Integration Test Scenario

  1. Create a SeiNodeDeployment with image: v1.0 and updateStrategy.type: HardFork
  2. Wait for incumbent nodes to reach Running
  3. Update image: v2.0 and set haltHeight: 100
  4. Verify entrant nodes are created with bootstrapImage: v1.0 and targetHeight: 99
  5. Verify entrant goes through bootstrap Job → StatefulSet lifecycle
  6. Verify traffic switches to entrant after AwaitRunning
  7. Verify incumbent nodes are torn down

Implementation Order

  1. Add IncumbentImage to DeploymentStatus + capture in detectDeploymentNeeded
  2. Add HardForkParams to CreateEntrantNodesParams
  3. Update CreateEntrantNodes task to inject bootstrap config
  4. Simplify hardForkDeploymentPlanner.BuildPlan to 4 tasks
  5. make manifests generate
  6. Add tests
  7. make test && make lint

Open Questions

  1. Should we require an S3 snapshot source for HardFork? The bootstrap mechanism needs s3.targetHeight > 0 to activate. If the entrant template doesn't have an S3 snapshot config, NeedsBootstrap returns false and the entrant just state-syncs normally (which may or may not land at the right height). We could either require it via CEL validation or have the controller auto-inject a minimal S3 config.

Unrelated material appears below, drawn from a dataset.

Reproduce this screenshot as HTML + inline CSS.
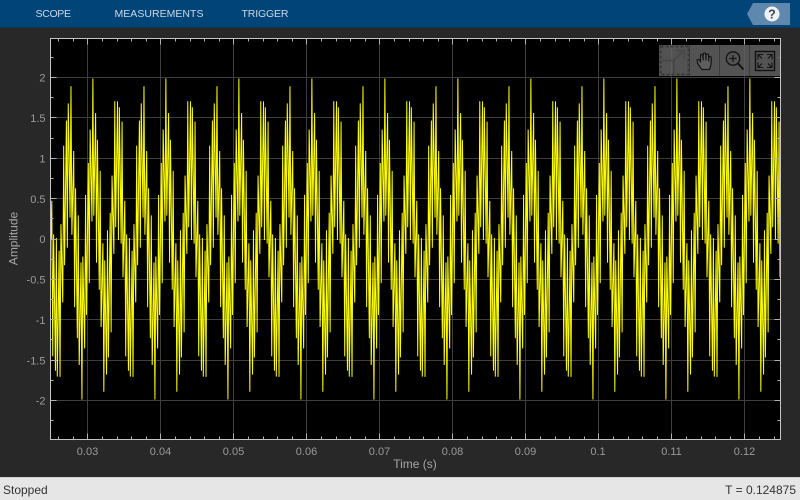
<!DOCTYPE html>
<html><head><meta charset="utf-8"><style>
html,body{margin:0;padding:0;width:800px;height:500px;overflow:hidden;background:#282828}
svg{position:absolute;left:0;top:0;display:block}
text{font-family:"Liberation Sans",sans-serif}
</style></head><body>
<svg width="800" height="500" viewBox="0 0 800 500" xmlns="http://www.w3.org/2000/svg">
<rect width="800" height="500" fill="#282828"/>
<rect width="800" height="27.5" fill="#004478"/>
<g font-size="10.5" fill="#c8d8e6" style="font-family:'DejaVu Sans',sans-serif">
<text x="35.5" y="17" textLength="35.5" lengthAdjust="spacing">SCOPE</text>
<text x="114.5" y="17" textLength="89" lengthAdjust="spacing">MEASUREMENTS</text>
<text x="241.5" y="17" textLength="47" lengthAdjust="spacing">TRIGGER</text>
</g>
<polygon points="747,14 753,3 790,3 790,25 753,25" fill="#5f88ae"/>
<circle cx="772" cy="14" r="7.5" fill="#f2f2f2"/>
<text x="772" y="18.5" text-anchor="middle" font-size="12.5" font-weight="bold" fill="#33475b">?</text>

<rect x="50.5" y="38.5" width="730" height="401" fill="#000"/>
<g id="grid" stroke="#3e3e3e" stroke-width="1" fill="none"></g>
<polyline id="sig" fill="none" stroke="#ffff00" stroke-width="1" points=""/>
<g id="ticks" stroke="#b0b0b0" stroke-width="1" fill="none"></g>
<rect x="50.5" y="38.5" width="730" height="401" fill="none" stroke="#c4c4c4" stroke-width="1"/>
<g id="ylab" font-size="11" fill="#9a9a9a" text-anchor="end">
<text x="45.5" y="81.5">2</text><text x="45.5" y="122">1.5</text><text x="45.5" y="162.5">1</text><text x="45.5" y="203">0.5</text><text x="45.5" y="243">0</text><text x="45.5" y="283.5">-0.5</text><text x="45.5" y="324">-1</text><text x="45.5" y="364.5">-1.5</text><text x="45.5" y="404.5">-2</text>
</g>
<g id="xlab" font-size="11" fill="#9a9a9a" text-anchor="middle">
<text x="87.5" y="455">0.03</text><text x="160.5" y="455">0.04</text><text x="233.5" y="455">0.05</text><text x="306.5" y="455">0.06</text><text x="379.5" y="455">0.07</text><text x="452.5" y="455">0.08</text><text x="525.5" y="455">0.09</text><text x="598" y="455">0.1</text><text x="671.5" y="455">0.11</text><text x="744.5" y="455">0.12</text>
</g>
<text x="415" y="468" text-anchor="middle" font-size="12" fill="#a6a6a6">Time (s)</text>
<text transform="translate(17.5 238.5) rotate(-90)" text-anchor="middle" font-size="12" fill="#a6a6a6">Amplitude</text>

<rect x="659" y="45" width="121" height="31" fill="#626262" fill-opacity="0.85"/>
<path d="M689.5 45V76M719.5 45V76M749.5 45V76" stroke="#3c3c3c" stroke-width="1"/>
<rect x="660.5" y="46.5" width="28" height="28" fill="none" stroke="#383838" stroke-width="2" stroke-dasharray="3 2"/>
<path d="M661.5 60.5H674V74M672 62L684 50.5M676 50.5H684.5V59" fill="none" stroke="#484848" stroke-width="2"/>
<path d="M702 69.5C699 66 697 63 697 60.5C697 59 699 59 700 61L700.5 62V55.5C700.5 54 702.5 54 702.8 55.5L703.2 60V54C703.2 52.8 705.5 52.8 705.7 54L706 60V55C706.3 53.6 708.3 53.6 708.5 55L708.8 61V57.5C709 56.2 711 56.2 711.2 57.5C711.5 62 711 66 709.5 69.5Z" fill="#5f5f5f" stroke="#141414" stroke-width="1.2" stroke-linejoin="round"/>
<circle cx="733" cy="58.5" r="6.7" fill="none" stroke="#141414" stroke-width="1.3"/>
<path d="M729.5 58.5H736.5M733 55V62" stroke="#141414" stroke-width="1.2" fill="none"/>
<path d="M737.8 63.2L743.5 69.5" stroke="#141414" stroke-width="2" fill="none"/>
<rect x="755.5" y="51.5" width="19" height="19" fill="none" stroke="#111" stroke-width="1.4"/>
<path d="M763 54.5H758V59.5M758 54.5L762 58.5M767 54.5H772V59.5M772 54.5L768 58.5M758 62.5V67.5H763M758 67.5L762 63.5M772 62.5V67.5H767M772 67.5L768 63.5" fill="none" stroke="#111" stroke-width="1.1"/>

<rect x="0" y="477" width="800" height="23" fill="#e6e6e6"/>
<rect x="0" y="477" width="800" height="1" fill="#d2d2d2"/>
<text x="3" y="494" font-size="12" fill="#333">Stopped</text>
<text x="796" y="494" font-size="12" fill="#333" text-anchor="end">T = 0.124875</text>
</svg>
<script>
(function(){
var X=function(t){return 87.4+(t-0.03)*7300},Y=function(v){return 239-v*80.75};
var L=50.5,R=780.5,T=38.5,B=439.5,g='',k='',i;
for(i=3;i<=12;i++){var x=Math.round(X(i/100))+0.5;g+='M'+x+' '+T+'V'+B;k+='M'+x+' '+T+'v6M'+x+' '+B+'v-6';}
for(i=-4;i<=4;i++){var y=Math.round(Y(i/2)-0.5)+0.5;g+='M'+L+' '+y+'H'+R;k+='M'+L+' '+y+'h6M'+R+' '+y+'h-6';}
for(i=13;i<=62;i++){if(i%5==0)continue;var x2=Math.round(X(i*0.002))+0.5;if(x2<L||x2>R)continue;k+='M'+x2+' '+T+'v3M'+x2+' '+B+'v-3';}
for(i=-9;i<=9;i++){if(i%2==0)continue;var y2=Math.round(Y(i/4)-0.5)+0.5;k+='M'+L+' '+y2+'h3M'+R+' '+y2+'h-3';}
var gp=document.createElementNS('http://www.w3.org/2000/svg','path');gp.setAttribute('d',g);document.getElementById('grid').appendChild(gp);
var kp=document.createElementNS('http://www.w3.org/2000/svg','path');kp.setAttribute('d',k);document.getElementById('ticks').appendChild(kp);
var p=[];
for(i=200;i<=999;i++){var t=i/8000,v=Math.sin(2*Math.PI*300*t)+Math.sin(2*Math.PI*3000*t);p.push(X(t).toFixed(2)+','+Y(v).toFixed(2));}
document.getElementById('sig').setAttribute('points',p.join(' '));
})();
</script>
</body></html>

  2. What if the entrant uses state sync instead of S3? State sync lands at whatever snapshot height is available, which may not be exactly haltHeight - 1. This is fine if the snapshot is past the upgrade height (new binary handles everything). But if the snapshot is before the upgrade height, the new binary would need to block-sync through the upgrade — which works because the new binary has the upgrade handler. The bootstrap mechanism is more precise (lands at exactly the right height) but state sync is simpler for cases where exact height doesn't matter.

  3. Should the BlueGreen and HardFork strategies be merged? They're now almost identical. A unified Deployment strategy with optional haltHeight would reduce code. Deferred to a follow-up.